Poulson, an assistant professor of tropical ecology at Duke University's Nicholas School of the Environment, and his colleagues had to overcome challenges in attempting to estimate numbers of the forest elephants in the park. He explained that most other elephants live in savanna regions, where aerial surveys can be used to accurately count elephants.

In forests, however, researchers must depend upon field teams walking over long distances to count elephant dung piles. Densities of poop piles are then converted to densities of elephants, with great care needed to factor in weather effects, such as the fact that greater rainfall can lead to faster decay of the elephant waste.

Using this method, the scientists determined that the population of forest elephants in the central and northern parts of the park between 2004 and 2014 was basically erased. Losses also occurred over the same period in the southern part of the park, but were not as substantial.
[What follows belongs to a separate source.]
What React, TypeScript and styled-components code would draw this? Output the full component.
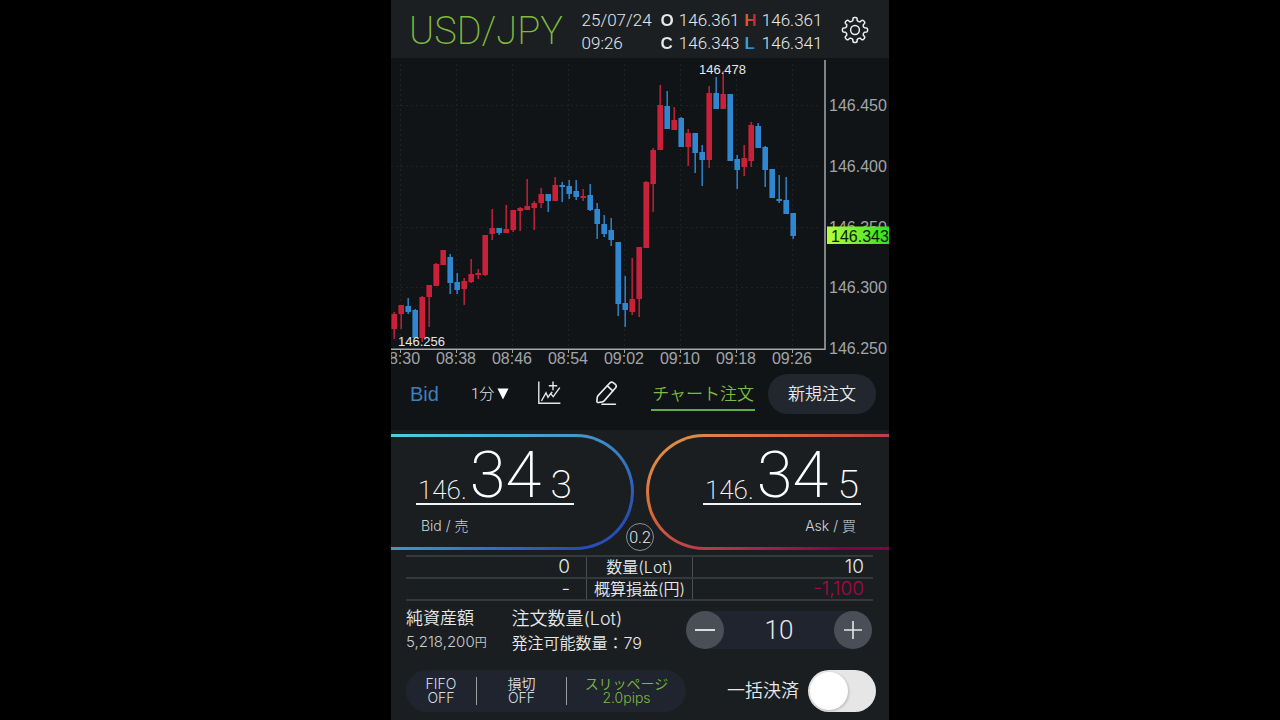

A lone forest elephant in Gabon's Minkébé National Park.
Numerous eyewitness accounts and the still-flourishing ivory trade offer evidence that poachers killed the forest elephants. Poulson said that Cameroon's national road, which runs very close to the central and northern parts of the park, makes it fairly easy for Cameroonese poachers to access the park and transport their illegal haul back to their nation's largest city, Douala, which is a major hub of the international ivory trade.

Largely because of reports of poaching in Minkébé National Park, the Gabon government raised the status of forest elephants to "fully protected" in 2011, Pouson said. That same year, the federal authorities doubled the budget of the country's Parks Agency, growing its protection staff by 300 people.

They also created the National Park Police, posting 100 military personnel permanently in Minkébé to shore up protection of the park and to attempt to quell the extermination of elephants. In 2012, Gabon became the first Central African country to burn its entire ivory stock.

Poulson said, "While these efforts are admirable and necessary, by themselves they didn't stop poaching in the area, as evidenced by continued poaching of elephants in recent years."

Guards are posted along the Cameroon-Gabon border and other important entry points, but Poulson said, "The problem is that the area is very large, and poachers will always find a way to slip through if the stakes are high enough."

Poachers obviously have not forgotten the elephants and their ivory, but Poulson and others use the word "forgotten" to describe forest elephants due to both the ongoing threats to the pachyderm's populations and the elephant's status within the conservation community. It is estimated that 100,000 forest elephants live in Gabon now.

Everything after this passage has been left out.